Today we have the gorgeous cover reveal of Elora Ramirez’s Somewhere Between Water and Sky!!
Title: Somewhere Between Water and Sky
Author: Elora Ramirez
Release Date: September 18th
Cover Artist: Sarah Hansen of Okay Creations
About Somewhere Between Water and Sky
I heard it said once that every human is a story with skin.
If this is true, paragraphs would be etched in the scars on my wrists.
Whole chapters could be written about the way my heart pounds when I startle awake.
And every single one of my tears could fill a book.
But stories, with all their promise, only leave room for disappointment. I don’t have room for that anymore. I left it all—the hope, the love, the promise—back in my old life with the ghosts I’d rather forget: Jude. Emma. Pacey.
This is how I dare to move forward and to believe in a new beginning. I let go of the old. I just grab the new and run. I don’t wait around anymore. I can’t.
Waiting leaves room for the voices.
Somewhere between water and sky, I'll find a way to burn these voices to the ground.
Exclusive Excerpt:
I heard it said once that every human is a story with skin.
If this is true, paragraphs would be etched in the scars on my wrists.
Whole chapters could be written about the way my heart pounds when I startle awake.
And every single one of my tears could fill a book.
I watch the people sitting around me on the bus. The single mother with two rowdy toddlers, the older couple on vacation with cameras strapped to their necks, the boy rapping beats under his breath and writing in a journal—all of them breathe into this poetry of life.
Normally, I’d want to know their stories. I’d wait for hints of who they were inside, the poetic shifts that make us human. Now I just watch.
The boy rapping pauses with his hand in mid air and thinks for a minute. Breaking into a smile, he nods vigorously and lowers his hand to his paper. I frown. I used to have a piece of that poetry inside. It’s just all a little broken now. I don’t know how to fix the one thing that used to put me back together. The poems still come; I just don’t know what to do with them anymore. If I’m feeling particularly brave, I’ll attempt to scratch them into a journal.

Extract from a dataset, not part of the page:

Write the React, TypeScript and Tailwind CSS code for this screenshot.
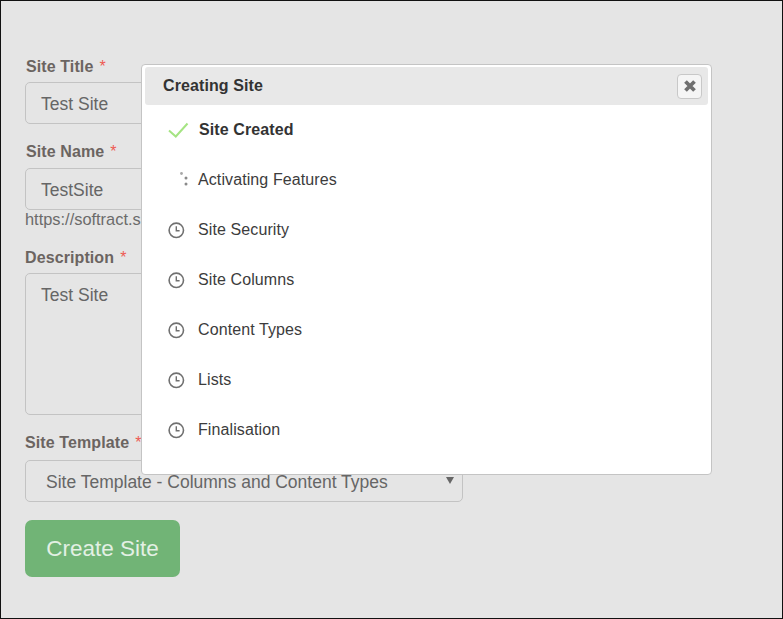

Usually, I just write them with my finger on my jeans. No one needs to read them anyway. Besides, I can’t hold on to them for very long. The silence is on fire and the sentences and scenes that used to extinguish those flames do nothing but fan it hotter and brighter. I’m a new person here—no one knows anything about me. All of my journals are in various trash cans around the city. I fill one up and then throw it away, shedding the skin and finding someone new underneath every single time.
This is how I dare to move forward and believe in a new beginning. I let go of the old. I just grab the new and run. I don’t wait around anymore. I can’t.
Like clockwork
the words disappear at dusk
empty cans filled up
like dust.
Rapper boy looks back up and catches me watching him and then offers a shy smile. My fingers pause their lines and curl in to the protection of my hand. I flip my lips upward into a quick grin and then look away before he can strike up a conversation.
I don’t want to know his story.
Stories, with all of their promise, only leave room for disappointment. I don’t have room for that anymore. I left it all—the hope, the love, the promise—back in my old life with the ghosts I’d rather forget: Jude. Emma. Pacey.
Something like grief catches in my throat and a small burst of air escapes through my parted lips.
I miss him. I miss him and I can’t miss him. If I give into these feelings…this emptiness…I shake my head and wipe the stray tear on my cheek.
This is ridiculous.
Reaching into my bag, I pull out my phone. One missed call shows itself on the screen and I frown. No one has my number. I swipe the screen open and scroll through until I notice UNKNOWN NUMBER in red font.
Red like blood.
I shudder.
After the life I’ve lived, I’m nothing if not over-dramatic. It’s whatever. I feel I’ve earned it.
With a few more quick swipes, I delete the notification and sigh the misgiving away. There’s no voicemail, and so there’s nothing to worry about yet.
No harm, no foul. No one knows your number. No one knows your number.
I’ve learned different but I’m choosing another way of living. I repeat these phrases in my head, tapping the rhythm of the words on my knee.
About the Author:
Elora Ramirez lives in Austin, Texas with her chef-husband. At the age of four, she taught herself how to read and write, cutting her teeth on books like Dr. Seuss and writing anywhere she could find the space--including her Fisher Price kitchen set, the pages of picture books and Highlights Magazine. Since then, she's grown to love the way words feel as they swell within her bones. Writing holy and broken is her calling, and pushing back the darkness and pursuing beauty through story is her purpose. She embraces the power of story and teaches women from all parts of the world how to embrace theirs. She has a knack of calling things out , the truth and the detail, the subversive threads that make a life a story. She loves hip-hop, wishes she lived by the beach and cannot write without copious amounts of coffee, chocolate, music, and her husband's lavender liqueur.